Apart from that, the spelling of "Hugging Face" was changed in various files.

SimJeg commented 4 days ago

Could you add a .gitattributes file with:

*.ipynb linguist-documentation

and check the GitHub page stop displaying "74% Jupyter" in the languages section ?

SimJeg commented 4 days ago

(I don't manage to add inline comment in the notebook on the GitHub UI so I'll add them in this main thread)

Curiosity question: is get_size_of_cache necessary ? We know the formula for it: $\text{size} = 2 n_{layers} n_{heads} d \text{precision}$ with $\text{precision}=2$ for float16 and $\text{precision}=0.5$ for int4. The quantized cache adds some parameters with _scale and _shift, does it make a big difference ?

SimJeg commented 4 days ago

Maybe use a global variable for attn_implementation after ckpt=..., device=..., with a comment # use attn_implementation="sdpa" if no access to flash attention

SimJeg commented 4 days ago

About the plots:

SimJeg commented 4 days ago

It would be great to add a single plot that illustrates why using kvpress. I propose to recycle the data you created in the notebook with what I believed will interest users the most:

Also, I would add an horizontal dashed line at X and clip all curves below this X value to clearly show that with compression / quantization you can fit more context length in your GPU.
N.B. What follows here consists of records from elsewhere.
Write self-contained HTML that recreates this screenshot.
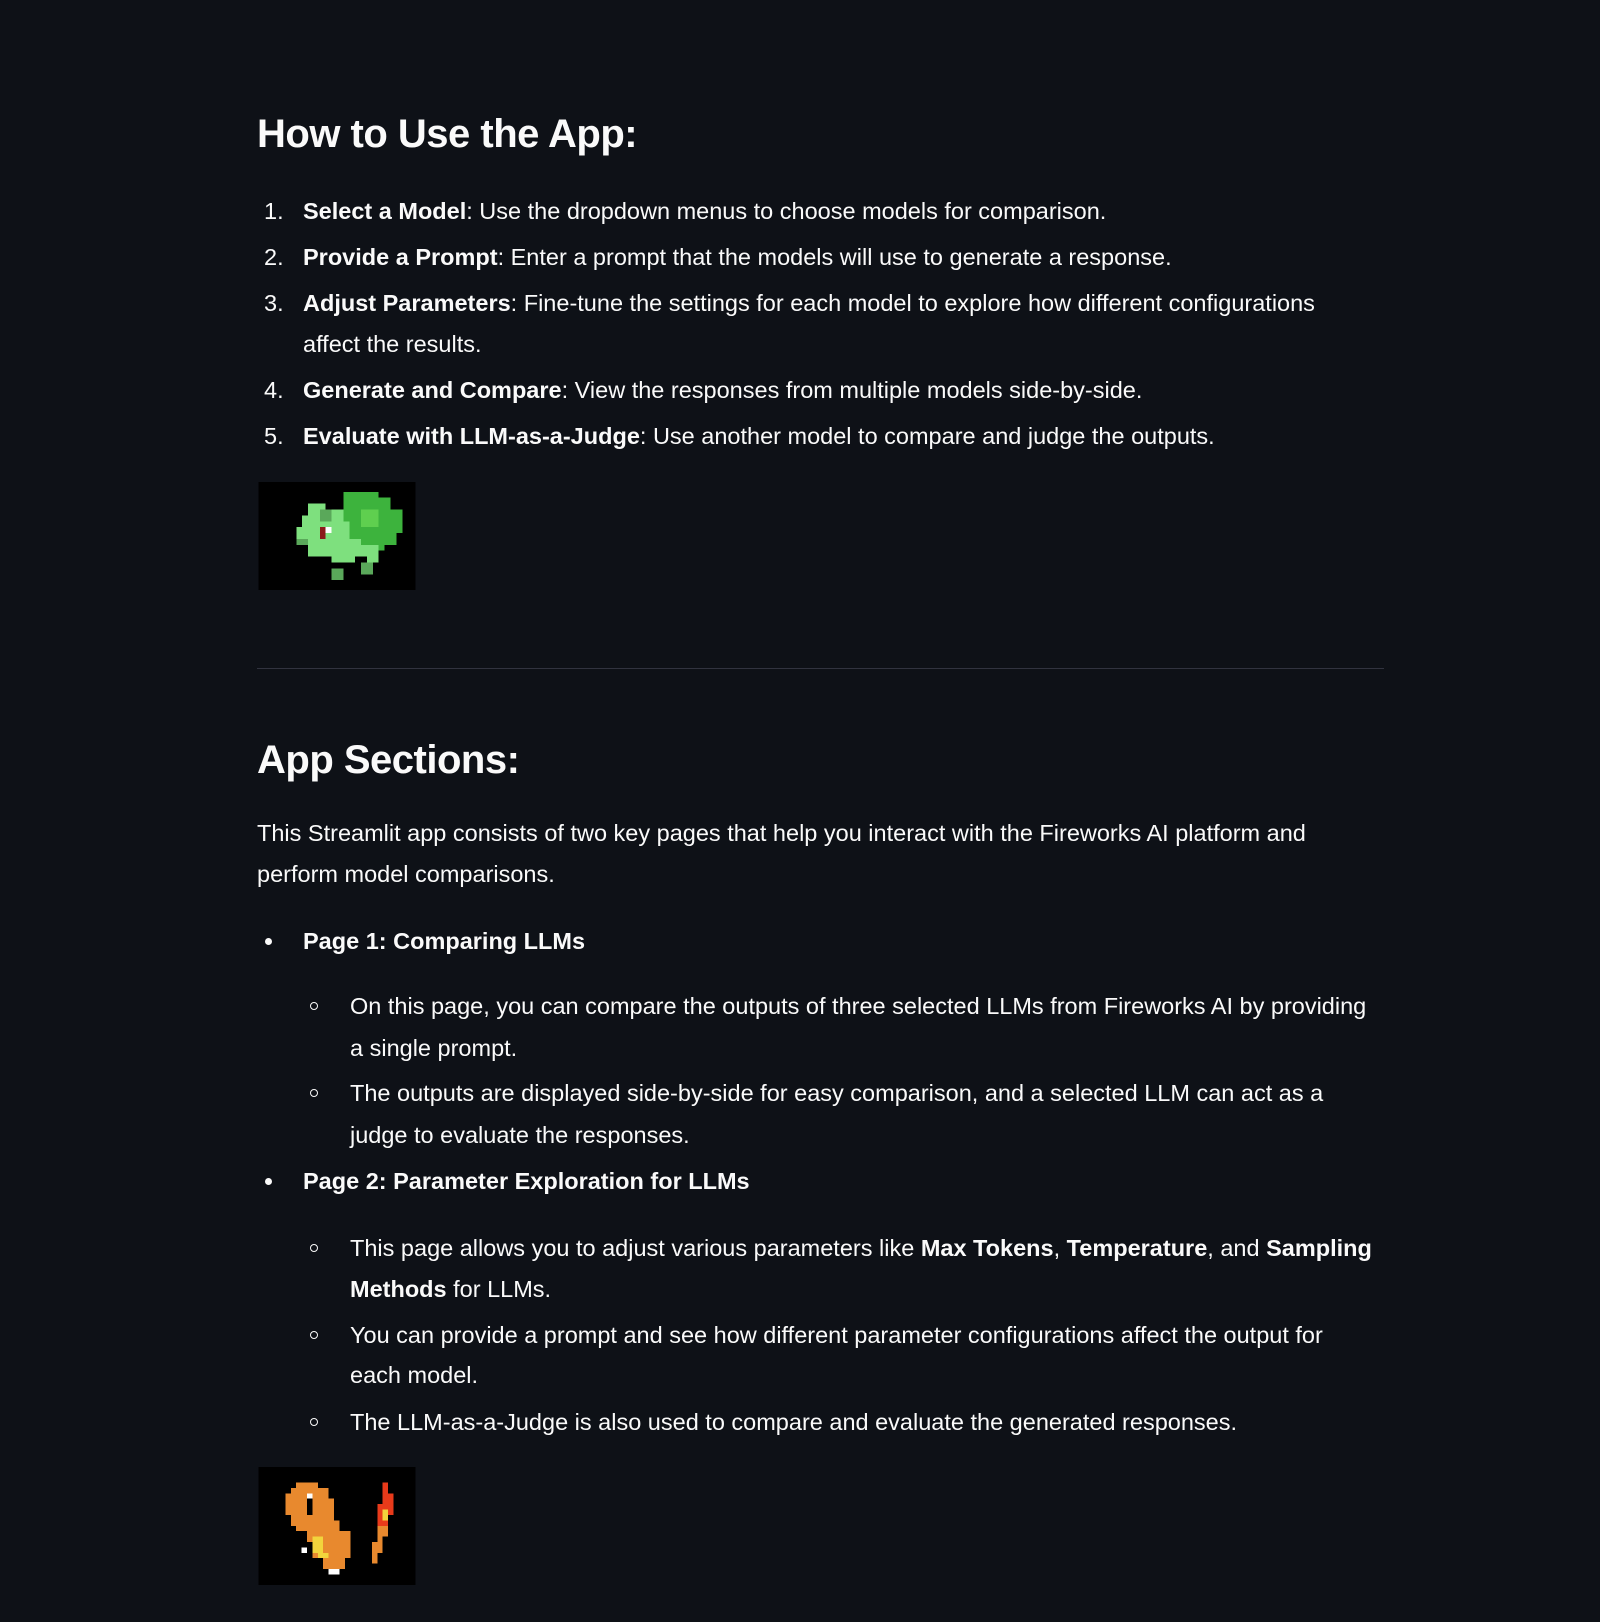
<!DOCTYPE html>
<html><head><meta charset="utf-8"><style>
html,body{margin:0;padding:0;background:#0e1117;}
body{width:1600px;height:1622px;position:relative;overflow:hidden;font-family:"Liberation Sans",sans-serif;color:#fafafa;}
.l{position:absolute;white-space:nowrap;font-size:23.5px;line-height:32px;}
.h{position:absolute;white-space:nowrap;font-size:40px;line-height:48px;font-weight:bold;letter-spacing:-0.5px;}
b{font-weight:bold;}
.dot{position:absolute;width:7px;height:7px;border-radius:50%;background:#fafafa;}
.circ{position:absolute;width:6px;height:6px;border-radius:50%;border:1.5px solid #fafafa;}
</style></head><body>
<div class="h" style="left:257px;top:110px">How to Use the App:</div>
<div class="l" style="left:264px;top:195px">1.</div><div class="l" style="left:303px;top:195px"><b>Select a Model</b>: Use the dropdown menus to choose models for comparison.</div>
<div class="l" style="left:264px;top:241px">2.</div><div class="l" style="left:303px;top:241px"><b>Provide a Prompt</b>: Enter a prompt that the models will use to generate a response.</div>
<div class="l" style="left:264px;top:287px">3.</div><div class="l" style="left:303px;top:287px"><b>Adjust Parameters</b>: Fine-tune the settings for each model to explore how different configurations</div>
<div class="l" style="left:303px;top:328px">affect the results.</div>
<div class="l" style="left:264px;top:374px">4.</div><div class="l" style="left:303px;top:374px"><b>Generate and Compare</b>: View the responses from multiple models side-by-side.</div>
<div class="l" style="left:264px;top:420px">5.</div><div class="l" style="left:303px;top:420px"><b>Evaluate with LLM-as-a-Judge</b>: Use another model to compare and judge the outputs.</div>

<svg style="position:absolute;left:257px;top:482px" width="160" height="108" viewBox="0 0 32 22" shape-rendering="crispEdges">
<rect width="32" height="22" fill="#000"/>
<g transform="translate(18.5 11) scale(1.2) translate(-18 -12.5)">
<path fill="#3db33d" d="M17 5h6v1h2v2h2v4h-1v2h-2v1h-4v-2h-2v-3h-1z"/>
<path fill="#5fcf4f" d="M20 8h3v3h-3z"/>
<path fill="#7ee07e" d="M11 7h3v1h3v2h1v3h2v1h3v3h-2v-1h-2v1h-4v-1h-4v-2h-2v-3h1v-2h1z"/>
<path fill="#5aa85a" d="M13 8h2v2h-2zM9 13h2v1h-2zM15 18h2v2h-2zM20 17h2v2h-2z"/>
<path fill="#8b1a1a" d="M13 11h1v2h-1z"/><path fill="#fff" d="M14 11h1v1h-1z"/>
</g>
</svg>

<div style="position:absolute;left:257px;top:668px;width:1127px;height:1px;background:#31333f"></div>

<div class="h" style="left:257px;top:736px">App Sections:</div>
<div class="l" style="left:257px;top:817px">This Streamlit app consists of two key pages that help you interact with the Fireworks AI platform and</div>
<div class="l" style="left:257px;top:858px">perform model comparisons.</div>

<div class="dot" style="left:265px;top:938px"></div>
<div class="l" style="left:303px;top:925px"><b>Page 1: Comparing LLMs</b></div>
<div class="circ" style="left:310px;top:1002px"></div>
<div class="l" style="left:350px;top:990px">On this page, you can compare the outputs of three selected LLMs from Fireworks AI by providing</div>
<div class="l" style="left:350px;top:1032px">a single prompt.</div>
<div class="circ" style="left:310px;top:1089px"></div>
<div class="l" style="left:350px;top:1077px">The outputs are displayed side-by-side for easy comparison, and a selected LLM can act as a</div>
<div class="l" style="left:350px;top:1119px">judge to evaluate the responses.</div>

<div class="dot" style="left:265px;top:1178px"></div>
<div class="l" style="left:303px;top:1165px"><b>Page 2: Parameter Exploration for LLMs</b></div>
<div class="circ" style="left:310px;top:1244px"></div>
<div class="l" style="left:350px;top:1232px">This page allows you to adjust various parameters like <b>Max Tokens</b>, <b>Temperature</b>, and <b>Sampling</b></div>
<div class="l" style="left:350px;top:1273px"><b>Methods</b> for LLMs.</div>
<div class="circ" style="left:310px;top:1331px"></div>
<div class="l" style="left:350px;top:1319px">You can provide a prompt and see how different parameter configurations affect the output for</div>
<div class="l" style="left:350px;top:1359px">each model.</div>
<div class="circ" style="left:310px;top:1418px"></div>
<div class="l" style="left:350px;top:1406px">The LLM-as-a-Judge is also used to compare and evaluate the generated responses.</div>

<svg style="position:absolute;left:257px;top:1467px" width="160" height="118" viewBox="0 0 32 24" shape-rendering="crispEdges">
<rect width="32" height="24" fill="#000"/>
<g transform="translate(16.5 12.5) scale(1.1) translate(-16 -12.5)">
<path fill="#e8892e" d="M8 4h4v1h2v2h1v4h1v2h2v5h-1v2h-4v-2h-2v-3h-1v-2h-2v-1h-1v-2h-1v-4h1v-1h1z"/>
<path fill="#000" d="M10 7h1v3h-1z"/><path fill="#fff" d="M10 6h1v1h-1zM9 16h1v1h-1zM14 20h2v1h-2z"/>
<path fill="#f2d43c" d="M11 14h2v3h1v1h-2v-1h-1z"/>
<path fill="#e8892e" d="M23 12h2v2h-1v3h-1v2h-1v-4h1z"/>
<path fill="#e83a1a" d="M24 4h1v2h1v4h-1v2h-2v-4h1z"/><path fill="#f2d43c" d="M24 9h1v2h-1z"/>
</g>
</svg>
</body></html>
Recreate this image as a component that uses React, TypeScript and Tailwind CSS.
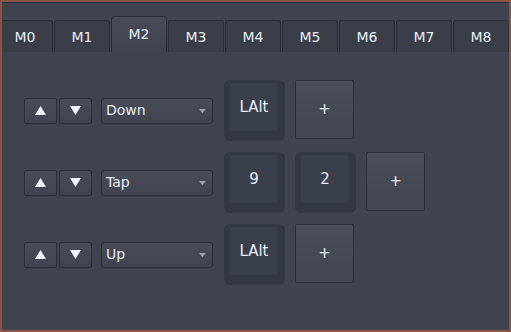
const tabs = ["M0", "M1", "M2", "M3", "M4", "M5", "M6", "M7", "M8"];

type Row = { mode: string; keys: string[] };

const rows: Row[] = [
  { mode: "Down", keys: ["LAlt"] },
  { mode: "Tap", keys: ["9", "2"] },
  { mode: "Up", keys: ["LAlt"] },
];

function Tri({ up }: { up?: boolean }) {
  return (
    <svg width="11" height="9" viewBox="0 0 11 9">
      {up ? <polygon points="5.5,0 11,9 0,9" fill="#f2f6fa" /> : <polygon points="0,0 11,0 5.5,9" fill="#f2f6fa" />}
    </svg>
  );
}

function KeyCap({ label }: { label: string }) {
  return (
    <div className="h-[61px] w-[61px] shrink-0 rounded-[6px] bg-[#333844] pl-[6px] pt-[3px]">
      <div className="flex h-[48px] w-[48px] items-center justify-center rounded-[4px] bg-[#3a3f4c] text-[15px] text-[#e8edf3]">
        {label}
      </div>
    </div>
  );
}

export default function App() {
  return (
    <div
      className="flex h-[332px] w-[511px] flex-col overflow-hidden border-2 border-[#8b5448] bg-[#3f4450]"
      style={{ fontFamily: '"DejaVu Sans", sans-serif' }}
    >
      <div className="h-px bg-[#2c3038]" />
      <div className="mt-[13px] flex h-[36px] items-end gap-px overflow-hidden">
        <div className="flex -ml-[5px] items-end gap-px">
          {tabs.map((t) =>
            t === "M2" ? (
              <div
                key={t}
                className="flex h-[36px] w-[56px] shrink-0 items-center justify-center rounded-t-[4px] border border-b-0 border-[#2b2f37] bg-gradient-to-b from-[#474c58] to-[#3f4450] pb-[1px] text-[14px] text-[#e8edf3]"
              >
                {t}
              </div>
            ) : (
              <div
                key={t}
                className="flex h-[32px] w-[56px] shrink-0 items-center justify-center rounded-t-[3px] border border-b-0 border-[#2b2f37] bg-[#393e49] pt-[1px] text-[14px] text-[#e8edf3]"
              >
                {t}
              </div>
            )
          )}
        </div>
      </div>
      <div className="flex flex-col gap-[11px] pl-[22px] pt-[28px]">
        {rows.map((r, i) => (
          <div key={i} className="flex items-center">
            <div className="flex gap-[2px]">
              <button className="flex h-[26px] w-[33px] items-center justify-center rounded-[2px] border border-[#2a2e37] bg-gradient-to-b from-[#474c58] to-[#3f4450]">
                <Tri up />
              </button>
              <button className="flex h-[26px] w-[33px] items-center justify-center rounded-[2px] border border-[#2a2e37] bg-gradient-to-b from-[#474c58] to-[#3f4450]">
                <Tri />
              </button>
            </div>
            <div className="ml-[9px] flex h-[26px] w-[112px] items-center justify-between rounded-[3px] border border-[#2a2e37] bg-gradient-to-b from-[#474c58] to-[#3f4450] pl-[4px] pr-[6px] text-[14px] text-[#e8edf3]">
              <span>{r.mode}</span>
              <svg width="7" height="4" viewBox="0 0 7 4">
                <polygon points="0,0 7,0 3.5,4" fill="#a3a7ae" />
              </svg>
            </div>
            <div className="ml-[11px] flex items-start gap-[10px] self-start">
              {r.keys.map((k, j) => (
                <KeyCap key={j} label={k} />
              ))}
              <button className="flex h-[59px] w-[59px] items-center justify-center rounded-[2px] border border-[#2a2e37] bg-gradient-to-b from-[#4a4f5b] to-[#40454f] text-[15px] text-[#e8edf3]">
                +
              </button>
            </div>
          </div>
        ))}
      </div>
    </div>
  );
}
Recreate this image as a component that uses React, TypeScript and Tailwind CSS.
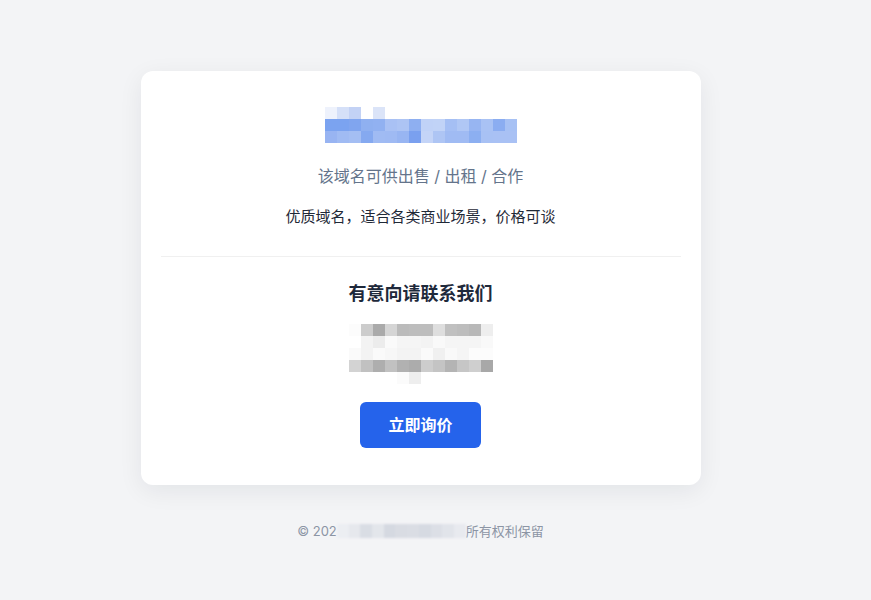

The plot could be saved in an assets directory in the root of the repo along with the kvpress.jpg file. I would display it at the end of the intro

SimJeg commented 4 days ago

Something I don't understand on memory usage:

maxjeblick commented 4 days ago

Thanks for the feedback!

  1. attn_implementation: IMO, it's Ok to assume flash attn is available when running the benchmarks.
  2. As you pointed out, get_size_of_cache is not directly necessary. I added the function, as it is more explicit IMO.
  3. I would remove the dashed line: Makes sense, thanks for spotting 4.the generation time for quantized cache is twice slower than with float16, is it expected? Interestingly, the prefilling time is similar for both methods. Seems that there's a different between prefilling and generation time.
  4. could you use the same y-axis for both bfloat16 and int4 Yeah, I can change
  5. maybe remove the 400 tokens curve ? Makes sense, I replot with 8_000 tokens start.
SimJeg commented 3 days ago

Thanks for the updates and cool plots. Could you add the last plot in the main README ? (and maybe create an assets dir for the image and kvpress.jlg)

maxjeblick commented 3 days ago

Could you add the last plot in the main README ?

It is in the README under evaluation tab (I can also move it somewhere else, or create a new section). I placed the image under evaluation/assets, but can also move it to a new assets folder, probably together with the repo logo.